- Born: James Henley Coussey 1891 Gold Coast (now Ghana)
- Died: 6 June 1958 (aged 67) Accra, Dominion of Ghana
- Education: Hampton School Middle Temple
- Occupations: Jurist, puisne judge
- Known for: Coussey Committee
- Spouse: Irene Dorothy Biney
- Children: 6

= James Coussey =

Judge in the Gold Coast

Sir James Henley Coussey (1891 – 6 June 1958) was a jurist in Gold Coast (British colony). He was a Puisne Judge of the Supreme Court of the Gold Coast, 1944–52, and President of the West African Court of Appeal, 1955–58. He was conferred with a knighthood by King George VI in the 1950 Birthday Honours.

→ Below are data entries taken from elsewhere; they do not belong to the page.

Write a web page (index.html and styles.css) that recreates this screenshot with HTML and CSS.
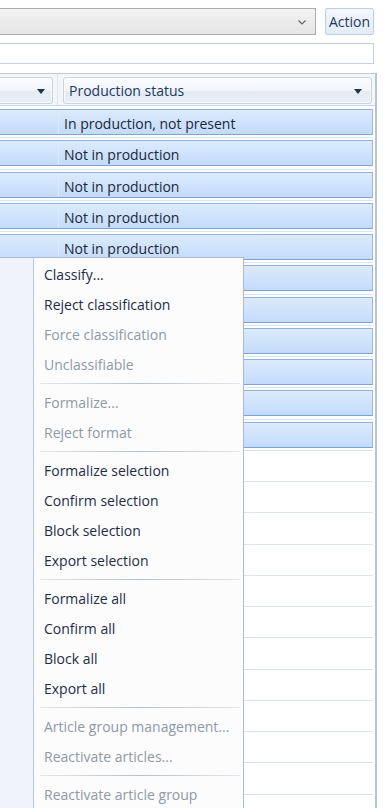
FILE: index.html
```html
<!DOCTYPE html>
<html>
<head>
<meta charset="utf-8">
<link rel="stylesheet" href="styles.css">
</head>
<body>
<div class="page">
  <div class="toolbar">
    <div class="combo">
      <svg class="chev" width="8" height="5" viewBox="0 0 8 5"><polyline points="0.5,0.5 4,4 7.5,0.5" fill="none" stroke="#606060" stroke-width="1.1"/></svg>
    </div>
    <div class="action">Action</div>
  </div>
  <div class="search"></div>
  <div class="grid">
    <div class="header">
      <div class="hcol hcol1"><div class="hcell"><span></span><i class="tri"></i></div></div>
      <div class="hcol hcol2"><div class="hcell"><span>Production status</span><i class="tri"></i></div></div>
    </div>
    <div class="rows">
      <div class="row sel"><div class="blk"><div class="c1"></div><div class="c2">In production, not present</div></div></div>
      <div class="row sel"><div class="blk"><div class="c1"></div><div class="c2">Not in production</div></div></div>
      <div class="row sel"><div class="blk"><div class="c1"></div><div class="c2">Not in production</div></div></div>
      <div class="row sel"><div class="blk"><div class="c1"></div><div class="c2">Not in production</div></div></div>
      <div class="row sel"><div class="blk"><div class="c1"></div><div class="c2">Not in production</div></div></div>
      <div class="row sel"><div class="blk"><div class="c1"></div><div class="c2"></div></div></div>
      <div class="row sel"><div class="blk"><div class="c1"></div><div class="c2"></div></div></div>
      <div class="row sel"><div class="blk"><div class="c1"></div><div class="c2"></div></div></div>
      <div class="row sel"><div class="blk"><div class="c1"></div><div class="c2"></div></div></div>
      <div class="row sel"><div class="blk"><div class="c1"></div><div class="c2"></div></div></div>
      <div class="row sel"><div class="blk"><div class="c1"></div><div class="c2"></div></div></div>
      <div class="row"></div>
      <div class="row"></div>
      <div class="row"></div>
      <div class="row"></div>
      <div class="row"></div>
      <div class="row"></div>
      <div class="row"></div>
      <div class="row"></div>
      <div class="row"></div>
      <div class="row"></div>
      <div class="row"></div>
      <div class="row"></div>
    </div>
  </div>

  <div class="menu">
    <div class="item">Classify...</div>
    <div class="item">Reject classification</div>
    <div class="item dis">Force classification</div>
    <div class="item dis">Unclassifiable</div>
    <div class="sep"></div>
    <div class="item dis">Formalize...</div>
    <div class="item dis">Reject format</div>
    <div class="sep"></div>
    <div class="item">Formalize selection</div>
    <div class="item">Confirm selection</div>
    <div class="item">Block selection</div>
    <div class="item">Export selection</div>
    <div class="sep"></div>
    <div class="item">Formalize all</div>
    <div class="item">Confirm all</div>
    <div class="item">Block all</div>
    <div class="item">Export all</div>
    <div class="sep"></div>
    <div class="item dis">Article group management...</div>
    <div class="item dis">Reactivate articles...</div>
    <div class="sep"></div>
    <div class="item dis">Reactivate article group</div>
  </div>
</div>
</body>
</html>
```
FILE: styles.css
```css
html, body {
  margin: 0;
  padding: 0;
  background: #ffffff;
}
body {
  font-family: "Open Sans", "Noto Sans", sans-serif;
  font-size: 14px;
  color: #1b2737;
}
.page {
  position: relative;
  width: 384px;
  height: 808px;
  overflow: hidden;
  padding-top: 8px;
  box-sizing: border-box;
}
.toolbar {
  display: flex;
  gap: 9px;
  height: 27px;
}
.combo {
  box-sizing: border-box;
  margin-left: -3px;
  width: 319px;
  height: 27px;
  border: 1px solid #acacac;
  background: linear-gradient(#f2f2f2, #e6e6e6);
  display: flex;
  align-items: center;
  justify-content: flex-end;
  padding-right: 9px;
}
.chev { display: block; margin-top: 1px; }
.action {
  box-sizing: border-box;
  width: 49px;
  height: 27px;
  border: 1px solid #bccfe6;
  border-radius: 2px;
  background: linear-gradient(#f4f8fd, #e2ebf7);
  color: #1e395b;
  font-size: 14px;
  display: flex;
  align-items: center;
  justify-content: center;
  padding-bottom: 1px;
}
.search {
  box-sizing: border-box;
  margin-top: 8px;
  margin-left: -3px;
  width: 377px;
  height: 21px;
  border: 1px solid #c5d1e0;
  background: #fff;
}
.grid {
  margin-top: 9px;
  margin-left: -3px;
  width: 380px;
  box-sizing: border-box;
  border-top: 1px solid #c4cad2;
  border-right: 2px solid #b9c4d2;
}
.header {
  display: flex;
  height: 32px;
  box-sizing: border-box;
  padding-top: 3px;
  background: #f4f6f9;
  border-bottom: 1px solid #c9d4e2;
}
.hcol {
  box-sizing: border-box;
  height: 27px;
}
.hcol1 {
  width: 61px;
  padding-right: 4px;
  border-right: 1px solid #dde5ef;
  height: 31px;
  margin-top: -3px;
  padding-top: 3px;
}
.hcol2 {
  flex: 1;
  padding-left: 5px;
  padding-right: 3px;
}
.hcell {
  box-sizing: border-box;
  height: 27px;
  border: 1px solid #c8d4e3;
  border-radius: 3px;
  background: linear-gradient(#fbfcfe 0%, #f1f5fa 50%, #e4ebf4 51%, #e8eef6 100%);
  box-shadow: inset 0 0 0 1px rgba(255,255,255,0.7);
  display: flex;
  align-items: center;
  justify-content: space-between;
  padding: 0 9px 0 5px;
  color: #1e3a5c;
  font-size: 14px;
}
.hcol1 .hcell { border-left: none; border-radius: 0 3px 3px 0; padding-right: 7px; }
.tri {
  width: 0;
  height: 0;
  border-left: 4.5px solid transparent;
  border-right: 4.5px solid transparent;
  border-top: 5px solid #1d3557;
  margin-top: 1px;
}
.rows {
  padding-right: 2px;
}
.row {
  box-sizing: border-box;
  height: 31.25px;
  border-top: 1px solid #dae5f3;
  padding-top: 2px;
}
.row:first-child { border-top-color: transparent; }
.blk {
  box-sizing: border-box;
  height: 26px;
  display: flex;
  border-top: 1px solid #8fb2de;
  border-bottom: 1px solid #7fa3d2;
  border-right: 1px solid #9ab8de;
  background: linear-gradient(#dcebfd, #c3dbfb);
}
.c1 {
  width: 61px;
  border-right: 1px solid #e0ebf9;
}
.c2 {
  flex: 1;
  padding-left: 5px;
  padding-top: 3px;
  display: flex;
  align-items: center;
  white-space: nowrap;
}
.menu {
  position: absolute;
  left: -4px;
  top: 257px;
  width: 248px;
  box-sizing: border-box;
  border: 1px solid #a9bbd3;
  padding: 2px 0;
  background: linear-gradient(to right, #eff3fb 0, #eff3fb 36px, #b9c9dd 36px, #b9c9dd 37px, #fcfcfc 37px);
}
.item {
  height: 30px;
  line-height: 30px;
  padding-left: 47px;
  color: #1f2c46;
  white-space: nowrap;
}
.item.dis { color: #8f99a8; }
.sep {
  height: 8px;
  position: relative;
}
.sep::after {
  content: "";
  position: absolute;
  left: 43px;
  right: 3px;
  top: 3px;
  height: 1px;
  background: linear-gradient(to right, #e4e8ee, #b8c0cc 50%, #e4e8ee);
}
```
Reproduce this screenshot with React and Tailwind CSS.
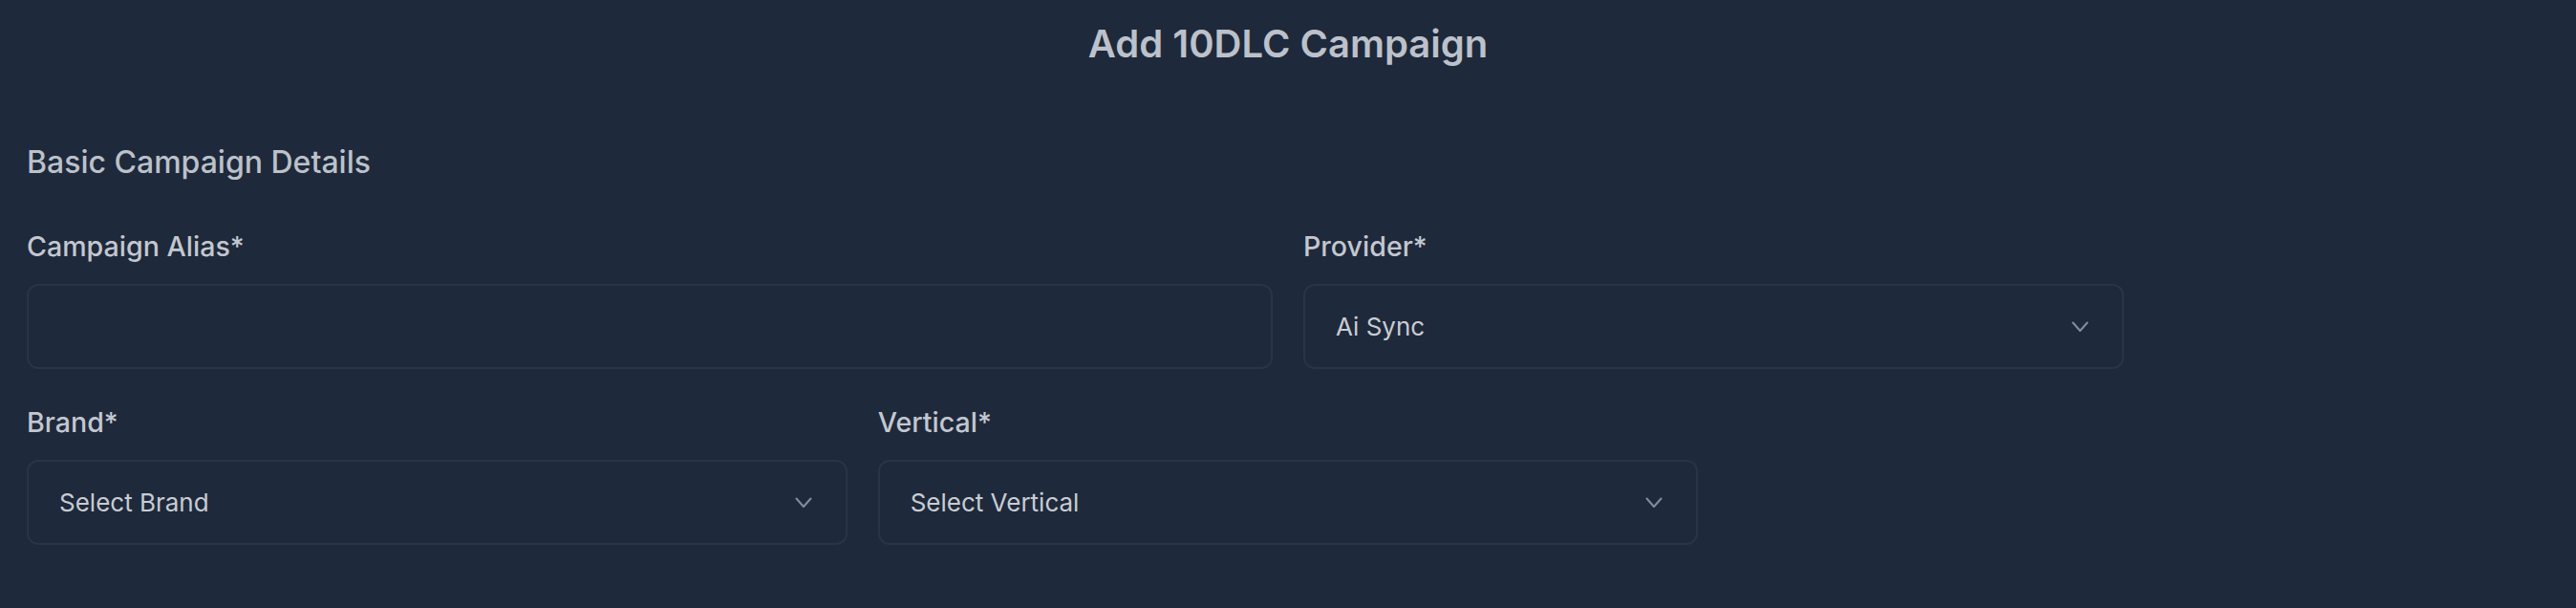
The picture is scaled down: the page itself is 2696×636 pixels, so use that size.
import React from 'react';

const Label = ({ children }) => (
  <label className="text-[28.6px] leading-[34px] font-medium text-[#c3c7cf]">{children}</label>
);

const Chevron = () => (
  <svg width="18" height="12" viewBox="0 0 18 12" fill="none" className="text-[#858d99]">
    <path d="M1.5 1.5 L9 10 L16.5 1.5" stroke="currentColor" strokeWidth="2" strokeLinecap="round" strokeLinejoin="round" />
  </svg>
);

const SelectBox = ({ value }) => (
  <div className="h-[89px] rounded-xl border-2 border-[#283448] bg-[#1e293b] flex items-center justify-between pl-[32px] pr-[35px]">
    <span className="text-[26px] text-[#c8ccd3]">{value}</span>
    <Chevron />
  </div>
);

const App = () => {
  return (
    <div
      className="min-h-[636px] bg-[#1e293b] px-[28px] pt-[22px]"
      style={{ fontFamily: 'Inter, "Noto Sans", sans-serif' }}
    >
      <h1 className="text-center text-[40px] leading-[48px] font-semibold text-[#bcc1ca]">
        Add 10DLC Campaign
      </h1>

      <h2 className="mt-[80px] text-[32px] leading-[40px] font-medium text-[#bcc1ca]">
        Basic Campaign Details
      </h2>

      <div className="mt-[51px] grid grid-cols-6 gap-x-8 gap-y-[39px]">
        <div className="col-span-3 flex flex-col gap-[22px]">
          <Label>Campaign Alias*</Label>
          <input
            type="text"
            className="h-[89px] rounded-xl border-2 border-[#283448] bg-[#1e293b] px-[32px] text-[26px] text-[#c8ccd3] outline-none"
          />
        </div>
        <div className="col-span-2 flex flex-col gap-[22px]">
          <Label>Provider*</Label>
          <SelectBox value="Ai Sync" />
        </div>
        <div className="col-span-1" />

        <div className="col-span-2 flex flex-col gap-[22px]">
          <Label>Brand*</Label>
          <SelectBox value="Select Brand" />
        </div>
        <div className="col-span-2 flex flex-col gap-[22px]">
          <Label>Vertical*</Label>
          <SelectBox value="Select Vertical" />
        </div>
      </div>
    </div>
  );
};

export default App;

Following the Accra riots of 1948, Coussey was commissioned by the United Kingdom to devise a Constitution for the Gold Coast, chairing the Committee on Constitutional Reform. Known as the Coussey Report, the work of the Committee informed the 1951 Constitution, paving the way for the Gold Coast's ultimate independence in 1957.

== Early life ==

He was the son of Charles Louis Romaine Pierre Coussey (1857–1940), a lawyer and merchant of the United Africa Company (UAC), and Ambah Orbah. Before serving with the United Africa Company (UAC), known then as Messrs. F. & A. Swanzy, Charles Coussey was the officer for the Borneo Company at Axim.

His sister, Anne Marie Coussey, was involved with Langston Hughes, having met him in Paris in 1924. John Alcindor, a friend of Anne's father, was sent to Paris to put an end to their acquaintance. She later married Sir Hugh Wooding, a jurist from Trinidad and Tobago.

== Education ==

Coussey was educated at Hampton School, England. He was called to the bar at Middle Temple on 16 April 1913, on the same evening as Sir Stafford Cripps.

== Family ==

Coussey married Irene Dorothy Biney (1905–2003), the daughter of Joseph Edward Biney, a barrister from Cape Coast, Gold Coast, who held shares in the Ashanti Goldfields, and Jessica Russell, in 1930 in Accra, and had issue:

He had Muriel Selby Coussey (4 May 1927) and Charles Coussey with his first wife, the late Gladys Agyeampong.

Together with Irene, he had:

1. James Romaine Henley Coussey OBE, KC, educated at Monkton Combe School, a Senior Prosecutor for the Crown Prosecution Service.
2. Russell Biney Henley Coussey, educated at King's College, Taunton
3. Christine Coussey, and
4. Marie Coussey.

The Cousseys lived for the most part at "The Arches", Accra, before their return to England.

== Funeral ==

Coussey died on Friday, 6 June 1958, in Accra, Dominion of Ghana, aged 67 years. He had retired from his work in January 1958.

A memorial service took place at St. Martin-in-the-Fields, presided over by the Bishop of Accra, The Rt Rev. Richard Roseveare. The Assistant Bishop of Accra, the Reverend E. D. Martinson, gave an address, and the Reverend Austen Williams, the Vicar of St. Martin-in-the-Fields, and Mr S. N. Grant-Bailey read the lesson.

Major-General Sir Ralph Hone represented the Secretary of State for Commonwealth Relations, and Sir Kenneth Roberts-Wray represented the Secretary of State for the Colonies. The High Commissioner of Ghana to the United Kingdom, Sir Ian Maclennan, and the Governor-General of Nigeria, Sir James Robertson, were also in attendance. The International Law Association, the General Council of the Bar, the Royal Commonwealth Society, and the Royal African Society were represented.